While Sam Hammond had the best overall game of Nevada's defenders (he had seven tackles, 2.5 tackles for loss and a pass breakup as the Wolf Pack line played well), we must give this award to Berdale Robins for his acrobatic interception with the game tied at 28 with less than six minutes to play. The Wolf Pack was reeling at that moment, having given up 22 unanswered points, and needed a big play from its defense to jolt an offense that was slowing down. That's when Robins snared an interception that bobbled around before he secured it just before it hit the ground. It gave the Wolf Pack the ball inside the Wyoming 10-yard line, and although Nevada had to settle for a field goal, it put the team in great position to secure the win. It was the second straight season Robins recorded a pick against Wyoming and the fourth of his career.

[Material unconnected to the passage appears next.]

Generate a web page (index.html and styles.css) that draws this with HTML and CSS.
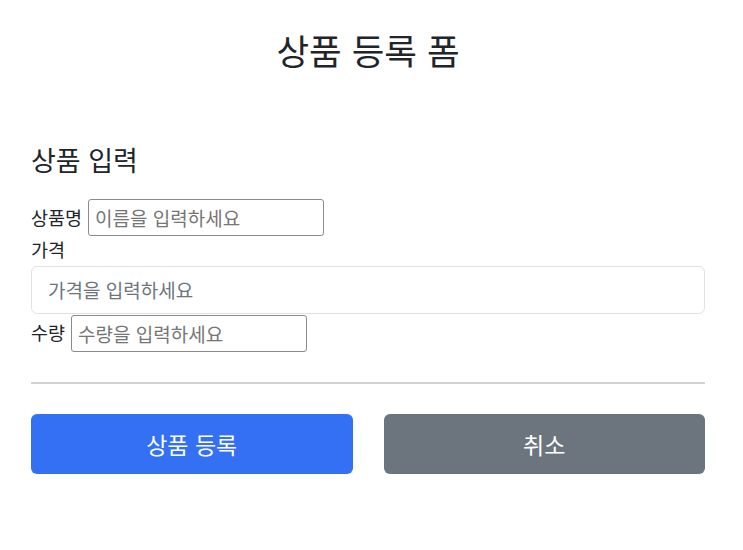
FILE: index.html
```html
<!DOCTYPE html>
<html lang="ko">
<head>
    <meta charset="UTF-8">
    <meta name="viewport" content="width=device-width, initial-scale=1.0">
    <title>상품 등록 폼</title>
    <link rel="stylesheet" href="styles.css">
</head>
<body>
    <div class="container">
        <div class="py-5 text-center">
            <h2>상품 등록 폼</h2>
        </div>
        <h4 class="section-title">상품 입력</h4>
        <form action="item.html" method="post">
            <div class="field-inline">
                <label for="itemName">상품명</label>
                <input type="text" id="itemName" name="itemName" class="plain-input" placeholder="이름을 입력하세요">
            </div>
            <div class="field-block">
                <label for="price">가격</label>
                <input type="text" id="price" name="price" class="form-control" placeholder="가격을 입력하세요">
            </div>
            <div class="field-inline">
                <label for="quantity">수량</label>
                <input type="text" id="quantity" name="quantity" class="plain-input" placeholder="수량을 입력하세요">
            </div>
            <hr class="divider">
            <div class="button-row">
                <button class="btn btn-primary" type="submit">상품 등록</button>
                <button class="btn btn-secondary" type="button" onclick="location.href='items.html'">취소</button>
            </div>
        </form>
    </div>
</body>
</html>
```

FILE: styles.css
```css
body {
    margin: 0;
    font-family: "Noto Sans CJK KR", "Noto Sans", sans-serif;
    font-size: 18.5px;
    line-height: 1.4;
    color: #212529;
    background-color: #fff;
}
.container {
    padding: 0 38px 0 31px;
}
.text-center {
    text-align: center;
}
.py-5 {
    padding-top: 29px;
}
h2 {
    margin: 0;
    font-size: 35.5px;
    font-weight: 400;
    line-height: 1.2;
}
.section-title {
    margin: 72px 0 0 0;
    font-size: 27px;
    font-weight: 400;
    line-height: 1.2;
}
form {
    margin-top: 23px;
}
.field-inline {
    display: flex;
    align-items: center;
    gap: 6px;
}
.field-block label {
    display: block;
    margin-top: 1px;
    margin-bottom: 3px;
}
.plain-input {
    box-sizing: border-box;
    width: 236px;
    height: 37px;
    padding: 1px 6px;
    font-family: inherit;
    font-size: 19px;
    color: #212529;
    border: 1px solid #8a8a8a;
    border-radius: 3px;
}
.plain-input::placeholder {
    color: #757575;
}
.form-control {
    box-sizing: border-box;
    display: block;
    width: 100%;
    height: 48px;
    margin-bottom: 1px;
    padding: 6px 16px;
    font-family: inherit;
    font-size: 19px;
    color: #212529;
    border: 1px solid #dee2e6;
    border-radius: 6px;
}
.form-control::placeholder {
    color: #6c757d;
}
.divider {
    margin: 30px 0 30px 0;
    border: 0;
    border-top: 2px solid #d2d2d2;
}
.button-row {
    display: grid;
    grid-template-columns: 1fr 1fr;
    gap: 31px;
}
.btn {
    height: 60px;
    font-family: inherit;
    font-size: 23px;
    color: #fff;
    border: none;
    border-radius: 6px;
    cursor: pointer;
}
.btn-primary {
    background-color: #3370f4;
}
.btn-secondary {
    background-color: #6c757d;
}
```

4 of 7 - Four of Nevada's last seven home games have been decided with a scoring play on the last play of the game. That includes two walk-off field goals from Brandon Talton (56 yards against Purdue and 40 yards against San Jose State) and two walk-off winners in overtime (UNLV in last year's regular-season finale and Nevada in this year's season opener). That's a rather unprecedented confluence of close home games. While there were only 250 fans in attendance for this one, Wolf Pack fans have certainly got their money's worth in terms of drama.
The Wolf Pack heads to Las Vegas for the first college football game at Allegiant Stadium when Nevada plays rival UNLV in a game that was moved from the last week of the regular season to the second week of the season when the MW reshuffled its schedule. UNLV coach Marcus Arroyo made his debut last Saturday, and it wasn't pretty. The Rebels lost to San Diego State, 34-6, and accumulated just 186 yards of total offense while using three quarterbacks. At stake: the Fremont Cannon, which UNLV has won as underdogs the last two seasons.